My father paid four guineas a term for me to go to Minchenden, a co-ed secondary school in a fine Queen Anne building. Miss Pitt, an attractive young lady who taught English, encouraged us to speak in public, so we had to go on stage and address the class and teachers for five minutes. I was never in a school play, but my great friend Reg Davis and I used to put on plays for our parents. We used to tour: Reg's house, then my house. When one gripping drama came to an end with Reg drinking a tumbler of amber fluid and saying, "You'll never catch me alive!", our lovely maid had to leave for the bathroom before she wet herself with hysterical laughter!

I took my Matriculation [the GCSE equivalent] and got a couple of distinctions. I had no thought of being an actor– I wanted to be a reporter. The school had a "Sixth Commerce Form", and I had the opportunity of learning shorthand and typing, but I simply couldn't cope with all those little squiggles, and we only had one typewriter between us. But I just liked being at school, and stayed on for a further term, or possibly a year. There were all these lovely girls; couldn't I just marry one of them and settle down behind the bike sheds? But the headmaster said, "Peter, you don't seem to be doing anything. I'm afraid you've got to leave."
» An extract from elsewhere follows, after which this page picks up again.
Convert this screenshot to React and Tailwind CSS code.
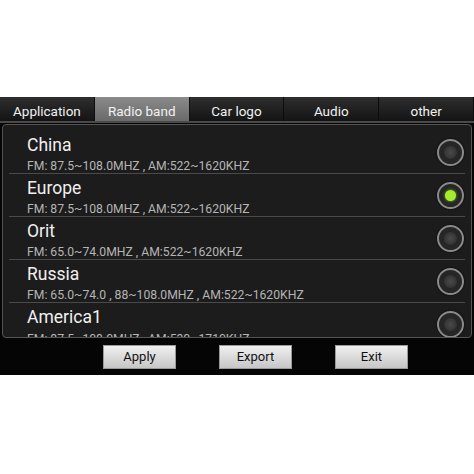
const tabs = ['Application', 'Radio band', 'Car logo', 'Audio', 'other'];

const bands = [
    { name: 'China', info: 'FM: 87.5~108.0MHZ , AM:522~1620KHZ' },
    { name: 'Europe', info: 'FM: 87.5~108.0MHZ , AM:522~1620KHZ', on: true },
    { name: 'Orit', info: 'FM: 65.0~74.0MHZ , AM:522~1620KHZ' },
    { name: 'Russia', info: 'FM: 65.0~74.0 , 88~108.0MHZ , AM:522~1620KHZ' },
    { name: 'America1', info: 'FM: 87.5~108.0MHZ , AM:530~1710KHZ' },
];

const Radio = ({ on }) => (
    <div className="w-[27px] h-[27px] rounded-full border-2 border-[#8a8a8a] bg-[#262626] flex items-center justify-center shadow-[0_0_2px_#000]">
        {on ? (
            <div className="w-[11px] h-[11px] rounded-full bg-[#a6ec2c] shadow-[0_0_3px_#7fc21c]" />
        ) : (
            <div className="w-[13px] h-[13px] rounded-full bg-[radial-gradient(circle,#4a4a4a,#2a2a2a)]" />
        )}
    </div>
);

export default function App() {
    return (
        <div className="w-[474px] h-[474px] bg-white flex flex-col font-['Roboto',sans-serif]">
            <div className="h-[97px]" />
            <div className="h-[278px] bg-[#050505] flex flex-col">
                <div className="h-[26px] flex border-b-2 border-[#4a4a4a] bg-[linear-gradient(#2e2e2e,#141414)]">
                    {tabs.map((t, i) => (
                        <div
                            key={t}
                            className={
                                i === 1
                                    ? 'flex-1 flex items-center justify-center pt-[4px] text-[13.5px] text-[#f2f2f2] bg-[linear-gradient(#8a8a8a,#6a6a6a)] border-r border-[#111]'
                                    : 'flex-1 flex items-center justify-center pt-[4px] text-[13.5px] text-[#f2f2f2] border-r border-[#0c0c0c]'
                            }
                        >
                            {t}
                        </div>
                    ))}
                </div>
                <div className="mx-[2px] mt-[1px] h-[214px] rounded-[4px] border border-[#555] bg-[#1c1c1c] overflow-hidden pt-[6px] px-[6px]">
                    {bands.map((b, i) => (
                        <div
                            key={b.name}
                            className={
                                i < bands.length - 1
                                    ? 'h-[43px] flex items-center border-b border-[#4a4a4a]'
                                    : 'h-[43px] flex items-center'
                            }
                        >
                            <div className="flex-1 pl-[18px] pt-[5px] leading-none">
                                <div className="text-[17.5px] text-[#f0f0f0] mb-[6px]">{b.name}</div>
                                <div className="text-[12.2px] text-[#b5b5b5]">{b.info}</div>
                            </div>
                            <div className="pr-[1px]">
                                <Radio on={b.on} />
                            </div>
                        </div>
                    ))}
                </div>
                <div className="flex gap-[43px] mt-[7px] pl-[103px]">
                    {['Apply', 'Export', 'Exit'].map((b) => (
                        <button
                            key={b}
                            className="w-[73px] h-[24px] text-[13px] text-[#111] bg-[linear-gradient(#f0f0f0,#c6c6c6)] border border-[#9a9a9a]"
                        >
                            {b}
                        </button>
                    ))}
                </div>
            </div>
        </div>
    );
}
My acting started in the RAF, with a man who had been a professional actor; we formed a sort of repertory company that put on plays every two or three months. At some stage, somebody put the idea of going to Rada into my head, and I auditioned and got a scholarship. If I hadn't gone to Rada, I wouldn't have got very far in the profession, if only because of my cockney suburban accent, which one of the teachers straightened out. (You can't really play Hamlet with a cockney accent; I'm sure it's been done, but it distracts from what the author is trying to say.)

Also, at Rada you get seen by agents and managements. I got a bronze medal for my performance at my graduation show. For the movement classes, you were supposed to wear shorts but, because of clothes rationing, all I'd got was underpants. My mother cut up and sewed together two shirts. Head on, I was perfectly safe, but round the side, the curtains parted and nearly all was revealed.

I wasn't well up on homosexuality, but one day the principal sent for three of us and told us in the strictest confidence that a condom had been discovered in the men's lavatory, given to the police and, after chemical analysis, was found to have been used not just by a male but also on a male. "If this became public, it would be the ruin of Rada. If you know anyone you even suspect of being a homosexual, say the name and that person will be dismissed."

We left his room and looked at each other: no chance.